In the event that a default occurs due to Lessee's failure to pay to
Lessor any net smelter returns due to the Lessor, then Lessee shall continue
to be liable to pay all delinquent net smelter returns to Lessor, regardless
of whether Lessor terminates this Lease.
In the event that a default occurs due to Lessee's failure to meet the
minimum production requirements specified in Section 4 of this Revised Lease
Agreement, then Lessor's exclusive remedy shall be to terminate this Revised
Lease Agreement. In no event shall Lessee be required to pay to Lessor the
value of any net smelter returns that Lessor would have received if the
minimum production requirements had been met, or any other damages due to
Lessee's failure to meet minimum production requirements.
8. Successors and Assigns. All covenants and agreements contained
herein shall extend to and be binding upon the heirs, legal representatives,
successors, and assigns of the parties.
9. Termination. Lessee may, at any time, surrender and terminate this
Revised Lease Agreement upon giving to Lessor sixty (60) days notice in
writing and paying all net smelter returns owing through the effective date of
termination.

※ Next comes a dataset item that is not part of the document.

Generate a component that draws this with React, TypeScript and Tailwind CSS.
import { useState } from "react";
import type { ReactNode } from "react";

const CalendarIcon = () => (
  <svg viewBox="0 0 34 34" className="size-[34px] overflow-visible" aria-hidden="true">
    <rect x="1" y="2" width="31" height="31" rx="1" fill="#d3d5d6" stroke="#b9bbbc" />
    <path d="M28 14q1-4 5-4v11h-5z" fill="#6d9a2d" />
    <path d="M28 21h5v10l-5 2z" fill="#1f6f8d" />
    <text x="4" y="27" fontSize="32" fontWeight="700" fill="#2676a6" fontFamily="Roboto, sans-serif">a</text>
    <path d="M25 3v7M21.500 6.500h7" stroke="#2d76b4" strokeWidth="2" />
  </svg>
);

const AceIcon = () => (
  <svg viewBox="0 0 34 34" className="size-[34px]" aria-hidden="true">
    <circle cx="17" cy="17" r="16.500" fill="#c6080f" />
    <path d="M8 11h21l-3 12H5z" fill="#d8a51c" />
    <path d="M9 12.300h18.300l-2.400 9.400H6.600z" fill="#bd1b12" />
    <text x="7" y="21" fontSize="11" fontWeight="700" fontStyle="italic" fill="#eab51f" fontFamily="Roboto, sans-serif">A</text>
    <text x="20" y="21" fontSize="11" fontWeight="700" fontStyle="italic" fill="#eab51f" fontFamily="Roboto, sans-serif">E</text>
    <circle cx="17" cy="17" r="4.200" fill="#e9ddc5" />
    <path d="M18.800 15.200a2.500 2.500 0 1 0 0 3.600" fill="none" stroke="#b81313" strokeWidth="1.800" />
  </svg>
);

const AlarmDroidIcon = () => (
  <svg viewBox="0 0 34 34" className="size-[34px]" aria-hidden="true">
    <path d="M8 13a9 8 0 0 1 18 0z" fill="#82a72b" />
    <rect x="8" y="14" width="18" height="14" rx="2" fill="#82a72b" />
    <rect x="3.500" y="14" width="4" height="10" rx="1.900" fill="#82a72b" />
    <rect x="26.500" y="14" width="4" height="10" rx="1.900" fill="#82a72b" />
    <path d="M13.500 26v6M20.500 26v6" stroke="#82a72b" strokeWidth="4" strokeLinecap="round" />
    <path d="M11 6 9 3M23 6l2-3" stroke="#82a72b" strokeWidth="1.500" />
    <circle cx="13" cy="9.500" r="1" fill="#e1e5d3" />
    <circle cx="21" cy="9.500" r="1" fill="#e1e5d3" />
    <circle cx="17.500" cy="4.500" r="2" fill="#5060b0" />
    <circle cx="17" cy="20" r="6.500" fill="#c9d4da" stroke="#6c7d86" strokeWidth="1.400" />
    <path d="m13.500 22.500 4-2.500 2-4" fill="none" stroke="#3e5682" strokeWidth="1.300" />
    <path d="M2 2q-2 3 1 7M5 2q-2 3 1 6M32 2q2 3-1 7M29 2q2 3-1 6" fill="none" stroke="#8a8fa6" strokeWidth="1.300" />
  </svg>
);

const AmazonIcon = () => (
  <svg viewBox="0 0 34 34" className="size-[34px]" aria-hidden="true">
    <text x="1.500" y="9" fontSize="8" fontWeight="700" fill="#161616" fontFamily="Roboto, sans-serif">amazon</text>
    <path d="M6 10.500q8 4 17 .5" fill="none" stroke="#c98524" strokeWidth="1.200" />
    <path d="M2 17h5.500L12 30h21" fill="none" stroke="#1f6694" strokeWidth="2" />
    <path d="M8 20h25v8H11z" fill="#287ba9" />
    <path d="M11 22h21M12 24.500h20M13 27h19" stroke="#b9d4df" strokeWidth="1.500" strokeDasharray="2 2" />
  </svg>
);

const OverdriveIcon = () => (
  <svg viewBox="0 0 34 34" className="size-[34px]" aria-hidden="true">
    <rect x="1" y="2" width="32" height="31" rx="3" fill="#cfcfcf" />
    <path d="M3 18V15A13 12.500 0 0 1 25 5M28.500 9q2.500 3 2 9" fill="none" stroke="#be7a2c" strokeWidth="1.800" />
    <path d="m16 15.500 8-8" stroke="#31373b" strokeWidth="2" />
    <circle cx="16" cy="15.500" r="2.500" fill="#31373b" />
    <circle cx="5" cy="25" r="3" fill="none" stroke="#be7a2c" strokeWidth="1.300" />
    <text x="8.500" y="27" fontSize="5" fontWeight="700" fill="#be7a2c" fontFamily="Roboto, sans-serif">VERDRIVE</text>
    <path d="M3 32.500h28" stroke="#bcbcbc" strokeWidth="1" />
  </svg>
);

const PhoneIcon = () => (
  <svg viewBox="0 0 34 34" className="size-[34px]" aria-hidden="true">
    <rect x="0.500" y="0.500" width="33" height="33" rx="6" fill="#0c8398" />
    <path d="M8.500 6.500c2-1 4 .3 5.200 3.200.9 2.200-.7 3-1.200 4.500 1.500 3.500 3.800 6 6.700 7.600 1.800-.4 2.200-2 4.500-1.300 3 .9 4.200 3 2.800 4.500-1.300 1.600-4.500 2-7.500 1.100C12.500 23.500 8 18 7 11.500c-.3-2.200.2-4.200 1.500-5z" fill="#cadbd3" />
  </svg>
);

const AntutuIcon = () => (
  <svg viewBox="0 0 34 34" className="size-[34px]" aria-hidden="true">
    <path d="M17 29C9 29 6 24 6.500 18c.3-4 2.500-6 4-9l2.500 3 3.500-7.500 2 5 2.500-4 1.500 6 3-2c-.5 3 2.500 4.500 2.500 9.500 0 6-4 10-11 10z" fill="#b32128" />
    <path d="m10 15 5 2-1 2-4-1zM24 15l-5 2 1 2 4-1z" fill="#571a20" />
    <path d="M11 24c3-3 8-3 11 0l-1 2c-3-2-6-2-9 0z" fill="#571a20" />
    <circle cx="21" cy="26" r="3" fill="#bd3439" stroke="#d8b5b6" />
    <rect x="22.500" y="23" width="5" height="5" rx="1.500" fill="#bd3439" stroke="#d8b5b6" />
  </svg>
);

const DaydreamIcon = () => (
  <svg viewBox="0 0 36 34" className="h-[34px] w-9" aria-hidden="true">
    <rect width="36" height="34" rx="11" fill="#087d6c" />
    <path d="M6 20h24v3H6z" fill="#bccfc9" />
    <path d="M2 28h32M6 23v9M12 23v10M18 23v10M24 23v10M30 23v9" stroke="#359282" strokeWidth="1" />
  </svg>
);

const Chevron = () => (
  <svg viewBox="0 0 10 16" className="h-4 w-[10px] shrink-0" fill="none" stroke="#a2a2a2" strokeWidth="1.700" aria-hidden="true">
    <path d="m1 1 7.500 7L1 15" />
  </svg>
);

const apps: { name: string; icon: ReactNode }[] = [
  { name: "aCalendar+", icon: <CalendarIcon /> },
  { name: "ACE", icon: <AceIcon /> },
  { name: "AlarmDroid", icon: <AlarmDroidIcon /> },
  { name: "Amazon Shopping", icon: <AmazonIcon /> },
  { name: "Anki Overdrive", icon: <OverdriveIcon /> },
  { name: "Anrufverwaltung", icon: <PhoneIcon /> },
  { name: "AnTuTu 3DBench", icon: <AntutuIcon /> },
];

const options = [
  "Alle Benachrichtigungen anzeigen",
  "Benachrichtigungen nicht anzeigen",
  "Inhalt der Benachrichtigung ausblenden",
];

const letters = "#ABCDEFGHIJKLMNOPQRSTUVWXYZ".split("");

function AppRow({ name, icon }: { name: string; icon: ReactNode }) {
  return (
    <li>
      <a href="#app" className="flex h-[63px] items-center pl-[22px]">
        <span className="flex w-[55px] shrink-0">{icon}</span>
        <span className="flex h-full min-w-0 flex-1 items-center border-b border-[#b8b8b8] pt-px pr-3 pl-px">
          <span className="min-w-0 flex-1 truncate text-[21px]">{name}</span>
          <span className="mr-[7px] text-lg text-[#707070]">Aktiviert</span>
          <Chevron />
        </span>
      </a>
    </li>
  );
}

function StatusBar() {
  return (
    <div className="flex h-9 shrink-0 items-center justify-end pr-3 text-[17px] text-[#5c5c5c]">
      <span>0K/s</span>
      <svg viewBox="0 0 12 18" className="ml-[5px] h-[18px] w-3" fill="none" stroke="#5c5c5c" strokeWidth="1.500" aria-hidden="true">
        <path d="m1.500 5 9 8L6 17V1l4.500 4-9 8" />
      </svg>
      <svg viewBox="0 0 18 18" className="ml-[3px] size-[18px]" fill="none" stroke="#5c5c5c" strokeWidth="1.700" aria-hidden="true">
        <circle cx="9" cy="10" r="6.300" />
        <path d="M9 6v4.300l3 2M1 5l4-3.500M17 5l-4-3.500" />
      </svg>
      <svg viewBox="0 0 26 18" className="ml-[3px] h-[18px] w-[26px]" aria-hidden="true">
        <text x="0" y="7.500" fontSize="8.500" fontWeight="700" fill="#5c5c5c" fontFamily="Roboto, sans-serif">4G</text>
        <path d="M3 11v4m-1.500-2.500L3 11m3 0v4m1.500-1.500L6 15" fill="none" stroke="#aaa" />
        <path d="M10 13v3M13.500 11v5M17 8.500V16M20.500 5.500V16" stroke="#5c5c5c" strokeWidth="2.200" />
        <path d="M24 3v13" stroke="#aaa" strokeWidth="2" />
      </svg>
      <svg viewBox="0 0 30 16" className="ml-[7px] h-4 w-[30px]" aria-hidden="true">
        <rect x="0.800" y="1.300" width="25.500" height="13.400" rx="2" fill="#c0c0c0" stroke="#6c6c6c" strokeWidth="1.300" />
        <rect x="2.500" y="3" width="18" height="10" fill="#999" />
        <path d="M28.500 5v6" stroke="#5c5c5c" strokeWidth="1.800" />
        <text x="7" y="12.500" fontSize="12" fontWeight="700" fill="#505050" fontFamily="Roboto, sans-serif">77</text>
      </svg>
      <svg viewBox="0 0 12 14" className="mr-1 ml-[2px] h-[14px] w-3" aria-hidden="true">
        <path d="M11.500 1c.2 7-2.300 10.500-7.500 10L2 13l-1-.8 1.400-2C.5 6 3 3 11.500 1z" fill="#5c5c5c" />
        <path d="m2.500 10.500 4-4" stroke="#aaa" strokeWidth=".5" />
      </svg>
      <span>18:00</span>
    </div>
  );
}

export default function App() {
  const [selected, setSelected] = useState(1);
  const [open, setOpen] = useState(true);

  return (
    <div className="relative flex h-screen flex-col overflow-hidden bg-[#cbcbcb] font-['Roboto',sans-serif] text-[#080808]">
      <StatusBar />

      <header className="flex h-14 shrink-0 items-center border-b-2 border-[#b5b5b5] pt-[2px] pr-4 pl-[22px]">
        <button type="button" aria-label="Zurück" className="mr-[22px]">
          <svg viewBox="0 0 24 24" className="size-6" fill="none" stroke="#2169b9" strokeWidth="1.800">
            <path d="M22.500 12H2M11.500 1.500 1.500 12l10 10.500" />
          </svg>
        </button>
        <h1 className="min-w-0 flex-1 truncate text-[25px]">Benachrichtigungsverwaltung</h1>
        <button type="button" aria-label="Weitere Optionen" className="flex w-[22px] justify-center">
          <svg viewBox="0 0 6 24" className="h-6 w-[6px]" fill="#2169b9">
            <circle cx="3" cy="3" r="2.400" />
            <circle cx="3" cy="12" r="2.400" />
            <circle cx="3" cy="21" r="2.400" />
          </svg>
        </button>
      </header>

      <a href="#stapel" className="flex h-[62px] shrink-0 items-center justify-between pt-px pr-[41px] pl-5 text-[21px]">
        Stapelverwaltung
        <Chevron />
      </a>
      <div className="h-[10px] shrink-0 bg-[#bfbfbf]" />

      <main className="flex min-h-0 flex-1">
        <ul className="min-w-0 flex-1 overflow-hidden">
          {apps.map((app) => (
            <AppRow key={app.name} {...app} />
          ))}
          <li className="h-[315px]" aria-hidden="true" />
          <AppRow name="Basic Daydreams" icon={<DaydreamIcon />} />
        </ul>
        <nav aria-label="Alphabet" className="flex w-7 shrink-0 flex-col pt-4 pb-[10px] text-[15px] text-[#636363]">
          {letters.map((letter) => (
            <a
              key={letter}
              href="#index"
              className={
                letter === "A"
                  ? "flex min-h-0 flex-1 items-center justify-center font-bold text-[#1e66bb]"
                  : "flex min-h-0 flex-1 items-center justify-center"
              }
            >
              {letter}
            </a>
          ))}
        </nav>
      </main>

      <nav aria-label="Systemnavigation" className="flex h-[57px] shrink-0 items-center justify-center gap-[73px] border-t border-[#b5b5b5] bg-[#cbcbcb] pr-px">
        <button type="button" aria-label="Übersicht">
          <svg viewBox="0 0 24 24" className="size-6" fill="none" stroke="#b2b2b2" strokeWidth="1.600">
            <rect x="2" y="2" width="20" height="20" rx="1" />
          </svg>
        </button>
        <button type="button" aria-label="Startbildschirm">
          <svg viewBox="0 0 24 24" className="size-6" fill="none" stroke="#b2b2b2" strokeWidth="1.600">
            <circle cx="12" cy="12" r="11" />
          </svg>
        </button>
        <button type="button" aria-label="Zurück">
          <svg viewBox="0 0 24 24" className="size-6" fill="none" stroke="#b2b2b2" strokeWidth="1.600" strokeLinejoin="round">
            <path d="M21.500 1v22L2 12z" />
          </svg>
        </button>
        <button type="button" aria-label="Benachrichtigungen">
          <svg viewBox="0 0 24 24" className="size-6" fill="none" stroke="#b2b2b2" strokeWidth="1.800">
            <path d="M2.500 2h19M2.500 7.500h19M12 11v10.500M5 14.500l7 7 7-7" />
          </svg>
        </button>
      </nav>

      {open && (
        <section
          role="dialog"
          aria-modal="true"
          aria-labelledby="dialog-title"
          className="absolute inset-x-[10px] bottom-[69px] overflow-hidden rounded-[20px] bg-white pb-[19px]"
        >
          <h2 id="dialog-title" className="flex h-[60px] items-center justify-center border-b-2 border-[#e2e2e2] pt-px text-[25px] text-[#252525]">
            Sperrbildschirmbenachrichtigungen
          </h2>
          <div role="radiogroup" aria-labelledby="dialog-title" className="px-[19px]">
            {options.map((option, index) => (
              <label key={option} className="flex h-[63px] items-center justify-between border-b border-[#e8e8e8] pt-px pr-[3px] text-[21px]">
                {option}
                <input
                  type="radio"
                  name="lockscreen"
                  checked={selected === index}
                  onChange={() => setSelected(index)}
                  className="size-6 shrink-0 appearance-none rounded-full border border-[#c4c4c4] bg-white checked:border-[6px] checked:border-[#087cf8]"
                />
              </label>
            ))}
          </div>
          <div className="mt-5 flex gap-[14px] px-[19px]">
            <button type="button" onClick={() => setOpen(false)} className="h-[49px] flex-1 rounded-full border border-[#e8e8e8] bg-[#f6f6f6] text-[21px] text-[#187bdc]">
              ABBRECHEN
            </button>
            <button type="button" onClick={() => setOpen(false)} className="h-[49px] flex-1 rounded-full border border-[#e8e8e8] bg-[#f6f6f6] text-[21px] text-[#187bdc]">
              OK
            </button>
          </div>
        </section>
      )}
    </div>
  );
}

The parties may also terminate this Revised Lease Agreement by
mutual agreement. This Revised Lease Agreement shall terminate two (2) years
from the Effective Date or upon exercise of the purchase option and payment of
the purchase price by Lessee. Lessor may terminate this Revised Lease
Agreement as described in paragraph 7 above or otherwise as permitted by law.

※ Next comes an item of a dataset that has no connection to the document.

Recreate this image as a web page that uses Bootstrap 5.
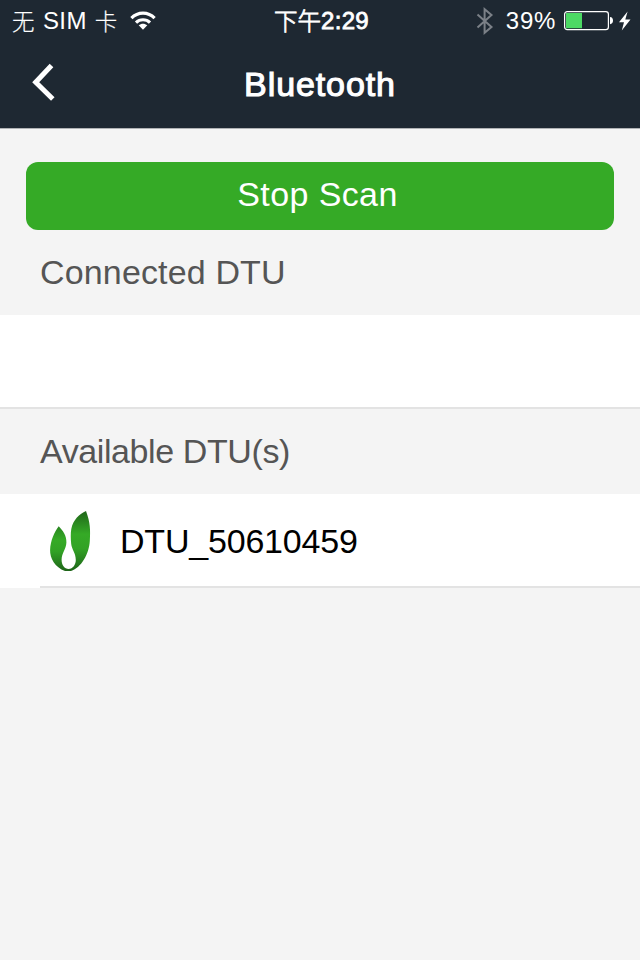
<!DOCTYPE html>
<html lang="en">
<head>
<meta charset="utf-8">
<meta name="viewport" content="width=device-width, initial-scale=1">
<title>Bluetooth</title>
<link href="https://cdn.jsdelivr.net/npm/bootstrap@5.3.0/dist/css/bootstrap.min.css" rel="stylesheet">
<style>
body { font-family: "Liberation Sans", "Noto Sans CJK SC", sans-serif; background: #f4f4f4; font-size: 34px; line-height: 40px; }
.app { height: 960px; }
.app-header { height: 128px; background: #1e2832; box-shadow: 0 1px 0 #b0b2b5; }
.status-row { height: 40px; font-size: 24px; line-height: 40px; display: grid; grid-template-columns: 1fr auto 1fr; padding: 1px 9px 0 12px; }
.carrier { letter-spacing: .4px; }
.cjk { font-family: "Noto Sans CJK SC", sans-serif; font-weight: 300; font-size: 22.5px; line-height: 36px; padding-bottom: 3px; -webkit-text-stroke: .2px #fff; }
.wifi { margin: 0 0 2px 12px; }
.clock { letter-spacing: .3px; -webkit-text-stroke: .8px #fff; }
.clock .cjk { font-size: 23.5px; letter-spacing: 0; -webkit-text-stroke: .8px #fff; }
.percent { letter-spacing: .7px; }
.title-row { height: 88px; display: grid; grid-template-columns: 100px 1fr 100px; }
.title-text { font-size: 34px; font-weight: 400; letter-spacing: .9px; -webkit-text-stroke: 1.1px #fff; line-height: 40px; }
.back-btn { padding: 0 0 4px 30px; }
.scan-area { padding: 34px 26px 0; }
.scan-btn { height: 68px; border-radius: 12px; font-size: 34px; line-height: 40px; background: #35aa26; letter-spacing: .4px; padding: 0 5px 5px 0; }
.scan-btn:hover { background: #2f9a21; }
.section-label { height: 85px; padding: 0 0 2px 40px; color: #555; font-size: 34px; letter-spacing: .15px; }
.section-label.tight { letter-spacing: -.4px; }
.connected-list { height: 94px; border-bottom: 2px solid #e3e3e3; }
.device { height: 94px; }
.device-rule { border-bottom: 2px solid #e3e3e3; margin-left: 40px; padding-top: 2px; height: 94px; letter-spacing: -.2px; }
</style>
<script src="https://cdn.jsdelivr.net/npm/bootstrap@5.3.0/dist/js/bootstrap.bundle.min.js"></script>
</head>
<body>
<div class="app d-flex flex-column">
  <header class="app-header text-white">
    <div class="status-row">
      <div class="carrier d-flex align-items-center text-nowrap"><span class="cjk">无</span><span class="ms-2">SIM</span><span class="cjk ms-2">卡</span>
        <svg class="wifi" width="26" height="20" viewBox="0 0 26 20" fill="none" stroke="#fff" stroke-width="3.2"><path d="M1.4 8.2C7.9 1.5 18.1 1.5 24.6 8.2M6 12.6C9.9 8.8 16.1 8.8 20 12.6"/><path d="M8.7 15.2C11.3 13.1 14.7 13.1 17.3 15.2L13 19.7Z" fill="#fff" stroke="none"/></svg>
      </div>
      <div class="clock d-flex align-items-center"><span class="cjk">下午</span>2:29</div>
      <div class="d-flex align-items-center justify-content-end text-nowrap">
        <svg width="18" height="28" viewBox="0 0 18 28" fill="none" stroke="#7b8087" stroke-width="2"><path d="M1.5 7.5 15.5 20 8.6 25.8V2.2L15.5 8 1.5 20.5"/></svg>
        <span class="percent ms-2 ps-1">39%</span>
        <svg class="ms-2" width="51" height="20" viewBox="0 0 51 20"><rect x=".6" y=".6" width="43.8" height="18" rx="2.6" fill="none" stroke="#fff" stroke-width="1.2"/><path d="M2 2h16v15.2H2Z" fill="#4cd964"/><path d="M46 6q3 .4 3 3.6t-3 3.6Z" fill="#fff"/></svg>
        <svg class="ms-1" width="12" height="20" viewBox="0 0 12 20" fill="#fff"><path d="M8.6.5 0 11.3H5L2.8 19.5 11.5 8.4H6.3Z"/></svg>
      </div>
    </div>
    <div class="title-row align-items-center">
      <a href="#" class="back-btn d-flex" aria-label="Back"><svg width="26" height="40" viewBox="0 0 26 40" fill="none" stroke="#fff" stroke-width="5"><path d="M21.5 3.5 5.7 20.2 22.8 37"/></svg></a>
      <h1 class="title-text m-0 text-center">Bluetooth</h1>
    </div>
  </header>
  <main class="flex-grow-1">
    <div class="scan-area"><button type="button" class="scan-btn btn w-100 border-0 text-white">Stop Scan</button></div>
    <div class="section-label d-flex align-items-center">Connected DTU</div>
    <div class="connected-list bg-white"></div>
    <div class="section-label tight d-flex align-items-center">Available DTU(s)</div>
    <div class="device bg-white d-flex">
      <div class="device-rule d-flex align-items-center w-100 text-black">
        <svg class="ms-2" width="44" height="64" viewBox="48 509 44 64">
          <defs>
            <linearGradient id="leafRight" x1="0" y1="511" x2="0" y2="572" gradientUnits="userSpaceOnUse"><stop stop-color="#20651a"/><stop offset=".38" stop-color="#35aa26"/><stop offset=".62" stop-color="#32a225"/><stop offset="1" stop-color="#1d6118"/></linearGradient>
            <linearGradient id="leafLeft" x1="0" y1="526" x2="0" y2="572" gradientUnits="userSpaceOnUse"><stop stop-color="#288420"/><stop offset=".3" stop-color="#35aa26"/><stop offset=".55" stop-color="#32a225"/><stop offset="1" stop-color="#1d6118"/></linearGradient>
          </defs>
          <path fill="url(#leafLeft)" d="M58.7 526.3C63 530.5 66.7 536 66.4 542.5C66.2 549 61.7 553 61.6 559.5C61.5 565 64.5 569 68.7 569V571H65C55 567.5 49.8 558 50.1 550C50.4 541 54.5 531.5 58.7 526.3Z"/>
          <path fill="url(#leafRight)" d="M86 511C90.3 522.5 90.5 530 89.8 541C89 554 81.5 567.5 71 571H65V569H68.5C73 569 75.8 564.5 75.8 560C75.8 553 71.8 549.5 71.2 544C70.7 539 70.5 533 71.3 529C73.2 519.5 79.5 514 86 511Z"/>
        </svg>
        <span class="ps-4 ms-1">DTU_50610459</span>
      </div>
    </div>
  </main>
</div>
</body>
</html>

If this Revised Lease Agreement is terminated for any reason other than
Lessee's exercise of the option granted herein, Lessee shall record a release
of the Notice of Interest in a form satisfactory to Lessor. Should Lessee
fail to record the release as herein required, Lessee hereby appoints Lessor
as Lessee's attorney-in-fact to execute and record such release of Notice of
Interest, and the execution and recordation by Lessor of the release of Notice
of Interest shall have the same validity and effect as if said document had
been executed and recorded by Lessee.
In the event Lessee acquires any interest in any other claims located
within one mile of the Leased Premises ("Nearby Claims") during the term of
this Revised Lease Agreement, and in the event Lessee does not exercise the
purchase option described in Section 1, then upon the termination of this
Revised Lease Agreement, Lessee's interest in all such Nearby Claims shall be
transferred to Lessor without Lessor being required to make any payments to
Lessee therefor.
10. No Commingling of Ores. Unico agrees to keep all of the ore removed
from the Leased Premises separate from ore removed from the Deer Trail Mine
and all other mines that may be operated by Unico to the future. Unico will
take steps to assure that there is no commingling of ores, so that Unico's
performance under this Revised Lease Agreement can be accurately measured and
any amounts to become due and owing to Kaibab Industries under this Revised
Lease Agreement in the future can be accurately computed.
11. Compliance with Laws. All operations of Lessee shall be conducted so
as to comply with the laws of the State of Utah and with all statutes, rules,
regulations, orders, and requirements of federal authorities and Lessee agrees
to indemnify and hold harmless Lessor for any obligations, liens or similar
liabilities arising as a result of the operations of Lessee and constituting a
lien or obligation against the Leased Premises. The parties understand and
agree that the mine is an underground mine and that no significant reclamation
of the mine site is anticipated following normal mining procedures on the
Claims. Lessor is not aware of any notice of non-compliance from any
governmental agency regarding the property. Each party to this Revised Lease
Agreement shall be responsible for any environmental, pollution, reclamation
or aesthetic requirements or liability legitimately made or assessed by a
governmental entity attributable to each party's respective period of
occupancy and operation of the Claims. To the extent permitted by law, Lessee
shall be entitled to any depletion allowance on the property as a result of
its mining activities. If Lessee exercises its option to purchase, Lessee
shall be responsible for any environmental, pollution, reclamation, or
aesthetic requirements related to the property, which arise on or after the
Effective Date of the Original Lease Agreement, and Lessee shall defend and
hold Lessor harmless from and against any claim, liability or expense,
including assessment or remediation costs, arising out of any such
environmental, pollution, reclamation, or aesthetic requirements.
12. Force Majeure. If either party hereto shall be delayed or
prevented from the performance of any act required hereunder by reason of
acts of God, strikes, lockouts, labor troubles, civil disorder, inability to
procure materials, restrictive governmental laws or regulations or other cause
without fault and beyond the control of the party obligated (financial
inability excepted), performance of such act shall be excused for the period
of delay and the period for the performance of any such act shall be extended
for a period equivalent to the period of such delay; provided, however,
nothing in this Paragraph 12 shall excuse Lessee from the prompt payment of
any amount due hereunder, and the term of this Revised Lease Agreement shall
not be extended by any such delay.
13. Entire Agreement; Governing Law. This Revised Lease Agreement
replaces and supercedes that Original Lease Agreement between the parties
dated July 20, 2001. This Revised Lease Agreement contains the entire
agreement between the parties hereto and any amendments thereto shall be in
writing. This Revised Lease Agreement shall be governed and construed under
the laws of the State of Utah.
EXECUTED as of the date first above written.
LESSEE: LESSOR:
UNICO, INCORPORATED KAIBAB INDUSTRIES, INC.